Linke Politik ist zuvorderst das Ergebnis von Organisierung und war es immer schon. Die österreichische Sozialdemokratie war lange Zeit die starke Organisation einer politisch stark vereinheitlichten Arbeiter:innenbewegung und verstand es, deren Interessen zu monopolisieren. Dies war aber nicht zuvorderst das Ergebnis genialer Politiker:innen wie Viktor Adler, Adelheid Popp oder Otto Bauer, die einer bereits vereinheitlichten Arbeiter:innenschaft ihre Stimmen gegeben hätten. Es war das Ergebnis von Organisierungsarbeit in der Fläche der Arbeitsstätten und der Wohngebiete quer über das Land und der Verankerung in den Lebenswelten der arbeitenden Bevölkerung. Dabei wurde die soziale Basis der Partei geformt, als kollektive Intelligenz und politische Kraft.

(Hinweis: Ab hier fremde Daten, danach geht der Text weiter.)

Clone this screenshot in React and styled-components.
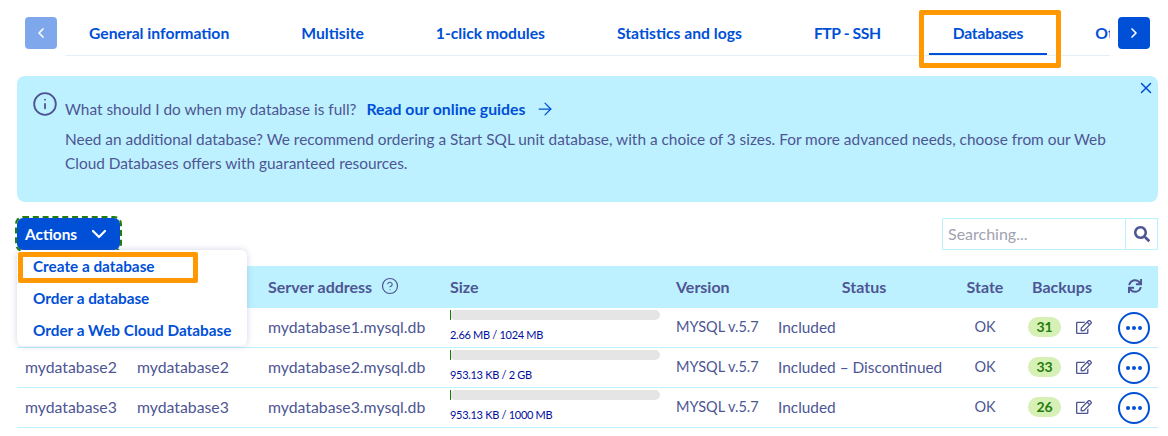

Die Sozialdemokratie Europas funktioniert heute vielfach anders. Sie ist zuvorderst von Debatten über politische Taktiken gezeichnet, die von Professionist:innen in Politikberatung, Medien und Marktforschung angeführt werden. Ein Ausfluss davon sind Kontroversen, ob das Modell Dänemark unter Frederiksen, das Modell Frankreich unter Macron, das Modell Deutschland unter Scholz, das Modell Großbritannien unter Starmer oder das Modell USA unter Kamala Harris besser funktionieren. Dabei wird erörtert, welche genaue Mischung von linken, rechten, progressiven, konservativen, kommunitaristischen, feministischen, radikalen usw. Politiken und Slogans die Sozialdemokratie kommunizieren soll. Vielfach wird heute Politik so gedacht, dass es darum ginge, Individuen von oben mit bestimmten Inputs anzusprechen und an ihre bereits vorhandenen politischen Identitäten zu appellieren. In modernen Wahlkämpfen ist dies sicherlich nicht grundfalsch. Das alleine schafft aber keine stabilen politischen Identitäten und Kräfte, sondern bestenfalls und bloß kurzfristige Koalitionen an Wähler:innen. Eine stabile soziale Basis und belastbare Beziehungen der politischen Repräsentation sind dagegen etwas völlig anderes. Sie beruhen auf der Verankerung einer Partei in der Lebensrealität ihrer sozialen Basis und schaffen dauerhafte Verbindungen.
Die Sozialdemokratie ist historisch aus der politischen Organisierung derjenigen entstanden, die von Ausbeutung, Unterdrückung und Abwertung betroffen waren. Die Organisierungsarbeit war hart und nahm viele Jahre in Anspruch, musste bürgerliche und reaktionäre Ideologien zurückkämpfen und ausgehend von den Erfahrungen der Organisierten Perspektiven bündeln. Dieses Rezept war die historische Grundlage des Erfolgs der Linken. Es gibt keinen Grund, warum es nicht heute wiederholt werden könnte. Die Alternative, die Linke auf dem Reißbrett zu entwerfen, etwa unter Fantasien über die Schlagkraft vermeintlich ewiger philosophischer Werte oder durch Annäherung an die Rechte, wird dagegen notwendig scheitern. Die Schlagkraft der Linken war immer schon abhängig von ihrer organisatorischen Größe, Einheit und Ambition und ihrer Kapazität, Perspektiven für eine soziale Veränderung zu formulieren. Die furchtlose Sozialdemokratie mit Herz und Hirn ist ein erster Schritt in diese Richtung.